Environmental Monitoring

Environmental monitoring benefits from thermal mapping’s ability to operate day or night and through obscurants like smoke. Scientists use this technology to remotely monitor volcanic activity, tracking the flow of magma, identifying new vents, and predicting eruptions by measuring subtle surface temperature increases. In wildlife conservation, thermal imaging allows researchers to conduct non-invasive nocturnal surveys, accurately counting populations against a cooler background without disturbance. The technology is also employed to track changes in water temperature, which indicates ecological health or the discharge of industrial effluent.
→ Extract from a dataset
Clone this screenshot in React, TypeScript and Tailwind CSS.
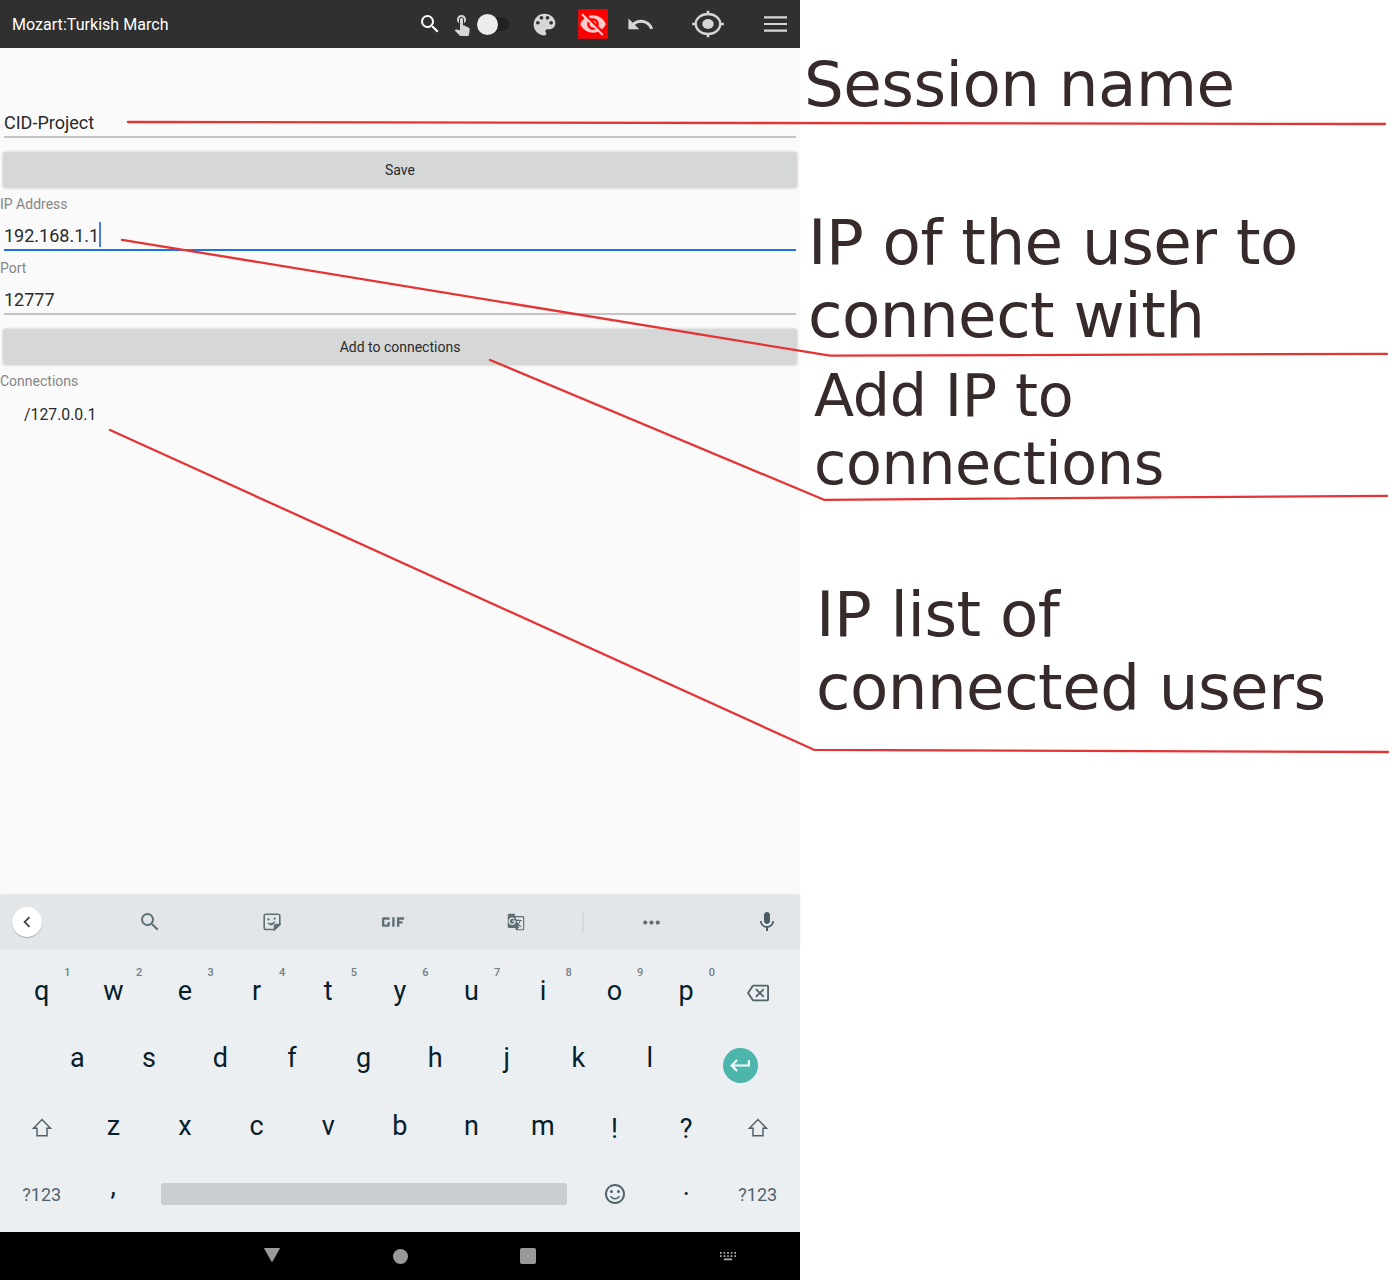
import type { ReactNode } from "react";
import {
  MdSearch,
  MdTouchApp,
  MdVisibilityOff,
  MdUndo,
  MdChevronLeft,
  MdGif,
  MdGTranslate,
  MdMoreHoriz,
  MdMic,
  MdOutlineBackspace,
  MdKeyboardReturn,
  MdOutlineSentimentSatisfiedAlt,
} from "react-icons/md";

function PaletteIcon() {
  return (
    <svg viewBox="0 0 24 24" fill="currentColor" className="ml-[21px] size-[29px]">
      <path d="M12 3c-4.970 0-9 4.030-9 9s4.030 9 9 9c.83 0 1.500-.67 1.500-1.500 0-.39-.15-.74-.39-1.010-.23-.26-.38-.61-.38-.99 0-.83.67-1.500 1.500-1.500H16c2.760 0 5-2.240 5-5 0-4.420-4.030-8-9-8zm-5.500 9c-.83 0-1.500-.67-1.500-1.500S5.670 9 6.500 9 8 9.670 8 10.500 7.330 12 6.500 12zm3-4C8.670 8 8 7.330 8 6.500S8.670 5 9.500 5s1.500.67 1.500 1.500S10.330 8 9.500 8zm5 0c-.83 0-1.500-.67-1.500-1.500S13.670 5 14.500 5s1.500.67 1.500 1.500S15.330 8 14.500 8zm3 4c-.83 0-1.500-.67-1.500-1.500S16.670 9 17.500 9s1.500.67 1.500 1.500-.67 1.500-1.500 1.500z" />
    </svg>
  );
}

function TargetIcon() {
  return (
    <svg viewBox="0 0 32 28" className="ml-[37px] h-7 w-8" fill="none" stroke="currentColor" strokeWidth="2.300">
      <ellipse cx="16" cy="14" rx="12.300" ry="10" />
      <ellipse cx="16" cy="14" rx="5.700" ry="5" fill="currentColor" stroke="none" />
      <path d="M16 .8v3.600M16 23.600v3.600M.2 14h4M27.800 14h4" strokeWidth="2.600" />
    </svg>
  );
}

function AppBar() {
  return (
    <header className="flex h-12 items-center bg-[#303030] text-[#d6d6d6]">
      <h1 className="w-[418px] pl-3 pt-px text-[16px] leading-none tracking-[0.040px] text-white">
        Mozart:Turkish March
      </h1>
      <MdSearch className="size-6 text-white" />
      <MdTouchApp className="ml-[8px] size-6" />
      <div className="ml-[3px] flex h-[14px] w-[32px] items-center rounded-full bg-[#222222]">
        <span className="size-[21px] shrink-0 rounded-full bg-[#ececec]" />
      </div>
      <PaletteIcon />
      <div className="ml-[19px] flex size-[30px] items-center justify-center border border-[#d01010] bg-[#ff0000]">
        <MdVisibilityOff className="size-[28px] shrink-0 text-[#ffcccc]" />
      </div>
      <MdUndo className="ml-[18px] size-[29px]" />
      <TargetIcon />
      <svg viewBox="0 0 23 16" className="ml-[40px] h-4 w-[23px]" fill="currentColor">
        <path d="M0 .3h23v2.200H0zM0 6.900h23v2.200H0zM0 13.500h23v2.200H0z" />
      </svg>
    </header>
  );
}

function Field({ value, active = false }: { value: string; active?: boolean }) {
  return (
    <div
      className={
        active
          ? "mx-1 flex h-[34px] items-center border-b-2 border-[#1a73e8] pt-[6px]"
          : "mx-1 flex h-[34px] items-center border-b-2 border-[#c4c4c4] pt-[6px]"
      }
    >
      <span className="text-[18px] leading-none text-[#2a2a2a]">{value}</span>
      {active && <span className="-ml-[0.500px] mb-[3px] h-[25px] w-[2px] bg-[#4a7de0]" />}
    </div>
  );
}

function WideButton({ children }: { children: ReactNode }) {
  return (
    <button className="mx-[3px] flex h-9 items-center justify-center rounded-[3px] bg-[#d6d7d7] text-[14px] text-[#2a2a2a] shadow-[0_0_3px_rgba(0,0,0,0.22)]">
      {children}
    </button>
  );
}

function Label({ children }: { children: ReactNode }) {
  return <span className="text-[14px] leading-4 text-[#868686]">{children}</span>;
}

function ConnectionForm() {
  return (
    <main className="flex h-[847px] flex-col bg-[#fafafa] pt-[56px]">
      <Field value="CID-Project" />
      <div className="mt-[14px] flex flex-col">
        <WideButton>Save</WideButton>
      </div>
      <div className="mt-2 flex flex-col gap-[5px]">
        <Label>IP Address</Label>
        <Field value="192.168.1.1" active />
      </div>
      <div className="mt-[9px] flex flex-col gap-[5px]">
        <Label>Port</Label>
        <Field value="12777" />
      </div>
      <div className="mt-[14px] flex flex-col">
        <WideButton>Add to connections</WideButton>
      </div>
      <div className="mt-2 flex flex-col">
        <Label>Connections</Label>
        <span className="mt-4 pl-6 text-[15.800px] leading-5 text-[#2a2a2a]">/127.0.0.1</span>
      </div>
    </main>
  );
}

function StickerIcon() {
  return (
    <svg viewBox="0 0 18 18" className="mr-px size-[18px]" fill="none" stroke="#5f6f76" strokeWidth="1.6">
      <path d="M11.500 16.500H3a1.800 1.800 0 0 1-1.800-1.800V3A1.800 1.800 0 0 1 3 1.200h12A1.800 1.800 0 0 1 16.800 3v8.500z" />
      <path d="M16.800 11.500h-3.300a2 2 0 0 0-2 2v3z" fill="#5f6f76" />
      <path d="M4.300 6.700l2.200-.6M10.600 5.900l2-.6" strokeWidth="1.900" />
      <path d="M5 10c2.200.9 5 .5 6.800-1.500-.2 3.600-5 5-6.800 1.500z" fill="#5f6f76" strokeWidth="0.800" />
    </svg>
  );
}

function SuggestionBar() {
  return (
    <div className="flex h-[54px] items-center bg-[#e2e6e9] text-[#5f6f76] shadow-[0_-1px_2px_rgba(0,0,0,0.08)]">
      <div className="ml-3 flex size-[30px] shrink-0 items-center justify-center rounded-full bg-white shadow-[0_1px_1px_rgba(0,0,0,0.25)]">
        <MdChevronLeft className="size-[22px] text-[#444444]" />
      </div>
      <div className="ml-[47px] grid w-[488px] shrink-0 grid-cols-4 place-items-center">
        <MdSearch className="size-[24px]" />
        <StickerIcon />
        <MdGif className="mr-[2px] size-[38px]" />
        <MdGTranslate className="size-[18px]" />
      </div>
      <span className="ml-[5px] h-[22px] w-[2px] shrink-0 bg-[#d5dadd]" />
      <MdMoreHoriz className="ml-[54.500px] size-[25px] shrink-0" />
      <MdMic className="ml-[91.500px] size-[24px] shrink-0 text-[#4a5b63]" />
    </div>
  );
}

function Key({ label, hint }: { label: string; hint?: string }) {
  return (
    <div className="relative flex flex-1 items-center justify-center text-[27px] leading-none text-[#06202b]">
      {label}
      {hint && (
        <span className="absolute right-[7px] top-[9px] text-[11px] font-medium leading-none text-[#737e83]">
          {hint}
        </span>
      )}
    </div>
  );
}

function ShiftKey() {
  return (
    <div className="flex flex-1 items-center justify-center pt-[3px]">
      <svg viewBox="0 0 20 20" className="size-5" fill="none" stroke="#52636b" strokeWidth="1.500">
        <path d="M10 1.500L1.500 10.300H5v7.500h10v-7.500h3.500z" />
      </svg>
    </div>
  );
}

function ModeKey() {
  return (
    <div className="flex flex-1 items-center justify-center pt-[2px] text-[18px] leading-none text-[#52636b]">?123</div>
  );
}

const TOP_ROW = ["q", "w", "e", "r", "t", "y", "u", "i", "o", "p"];
const HOME_ROW = ["a", "s", "d", "f", "g", "h", "j", "k", "l"];
const BOTTOM_ROW = ["z", "x", "c", "v", "b", "n", "m"];

function Keyboard() {
  return (
    <section>
      <SuggestionBar />
      <div className="h-[283px] bg-[#ebeff2] pl-[6px] pr-[6.500px] pt-[9px]">
        <div className="flex h-[66px]">
          {TOP_ROW.map((k, i) => (
            <Key key={k} label={k} hint={String((i + 1) % 10)} />
          ))}
          <div className="flex flex-1 items-center justify-center pt-[3px]">
            <MdOutlineBackspace className="size-[22px] text-[#52636b]" />
          </div>
        </div>
        <div className="flex h-[68px] pl-[35.500px]">
          <div className="flex w-[644px]">
            {HOME_ROW.map((k) => (
              <Key key={k} label={k} />
            ))}
          </div>
          <div className="flex flex-1 items-center justify-center pl-px pt-[14px]">
            <div className="flex size-[35px] items-center justify-center rounded-full bg-[#4db6ac]">
              <MdKeyboardReturn className="size-[25px] text-white" />
            </div>
          </div>
        </div>
        <div className="flex h-[68px]">
          <ShiftKey />
          {BOTTOM_ROW.map((k) => (
            <Key key={k} label={k} />
          ))}
          <div className="flex flex-1 items-center justify-center pt-[6px] text-[27px] leading-none text-[#06202b]">!</div>
          <div className="flex flex-1 items-center justify-center pt-[6px] text-[27px] leading-none text-[#06202b]">?</div>
          <ShiftKey />
        </div>
        <div className="flex h-[68px]">
          <div className="flex w-[143px]">
            <ModeKey />
            <div className="flex flex-1 items-center justify-center pb-[15px] text-[27px] leading-none text-[#06202b]">,</div>
          </div>
          <div className="flex w-[430px] items-center px-3">
            <div className="h-[22px] w-full rounded-[3px] bg-[#c9cdd0]" />
          </div>
          <div className="flex flex-1">
            <div className="flex flex-1 items-center justify-center">
              <MdOutlineSentimentSatisfiedAlt className="size-6 text-[#52636b]" />
            </div>
            <div className="flex flex-1 items-center justify-center pb-[15px] text-[27px] leading-none text-[#06202b]">.</div>
            <ModeKey />
          </div>
        </div>
      </div>
    </section>
  );
}

function KeyboardDots() {
  const cols = [0, 3.600, 7.200, 10.800, 14.400];
  return (
    <svg viewBox="0 0 16 9" className="h-[9px] w-4" fill="#b0b0b0">
      {cols.map((x) => (
        <g key={x}>
          <rect x={x} y="0" width="1.600" height="1.800" />
          <rect x={x} y="3.200" width="1.600" height="1.800" />
        </g>
      ))}
      <rect x="4" y="6.500" width="8" height="1.700" />
    </svg>
  );
}

function NavBar() {
  return (
    <nav className="flex h-12 items-center bg-black">
      <svg viewBox="0 0 16 14" className="mb-[2px] ml-[264px] h-[14px] w-4" fill="#999999">
        <path d="M.6 0h14.800q.8 0 .4.8L8.700 13.300q-.7 1-1.400 0L.2.800Q-.2 0 .6 0z" />
      </svg>
      <span className="ml-[112.500px] size-[15px] rounded-full bg-[#999999]" />
      <span className="ml-[112.500px] size-4 rounded-[2px] bg-[#999999]" />
      <div className="ml-[184px]">
        <KeyboardDots />
      </div>
    </nav>
  );
}

function Notes() {
  return (
    <aside className="flex flex-1 flex-col whitespace-nowrap pt-12 font-['DejaVu_Sans'] text-[62.670px] leading-[73px] tracking-[-0.520px] text-[#372a2a]">
      <p className="pl-[4px]">Session name</p>
      <p className="mt-[85px] pl-[8px]">
        IP of the user to
        <br />
        connect with
      </p>
      <p className="mt-[10px] pl-[14px] text-[58.670px] leading-[68.300px] tracking-[-0.350px]">
        Add IP to
        <br />
        connections
      </p>
      <p className="mt-[79px] pl-[16px]">
        IP list of
        <br />
        connected users
      </p>
    </aside>
  );
}

function Pointers() {
  return (
    <svg
      viewBox="0 0 1400 1280"
      className="pointer-events-none absolute inset-0 h-full w-full"
      fill="none"
      stroke="#e43434"
      strokeWidth="2.300"
      strokeLinecap="round"
      strokeLinejoin="round"
    >
      <path d="M128 122L1385 124" />
      <path d="M122 239.800L830 355.700L1387 353.800" />
      <path d="M490 360L824 499.800L1387 495.900" />
      <path d="M110 430L814 749.800L1388 752" />
    </svg>
  );
}

export default function App() {
  return (
    <div className="relative flex h-[1280px] w-[1400px] overflow-hidden bg-white">
      <div className="w-[800px] font-['Roboto',sans-serif]">
        <AppBar />
        <ConnectionForm />
        <Keyboard />
        <NavBar />
      </div>
      <Notes />
      <Pointers />
    </div>
  );
}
Interpreting the Visual Data

The final thermal map uses a color scale, or palette, to visually represent the temperature distribution across the scene. In most standard palettes, colors at the warmer end of the spectrum (white, red, or yellow) indicate higher temperatures, while cooler colors (blue, purple, or black) represent lower temperatures. The operator sets the range of temperatures displayed, ensuring maximum contrast is achieved to highlight relevant thermal differences.

Interpreting the data involves analyzing the shape and pattern of these thermal variations, known as thermal contrast. A sharp thermal gradient, where temperature rapidly decreases away from a central point, indicates a localized problem, such as excessive electrical resistance at a connection point. Conversely, a large, uniformly warm area suggests a widespread insulation failure or air leakage. Identifying a component that appears significantly cooler than its neighbors, such as a circuit breaker carrying no load, can signal a blown fuse or a phase imbalance.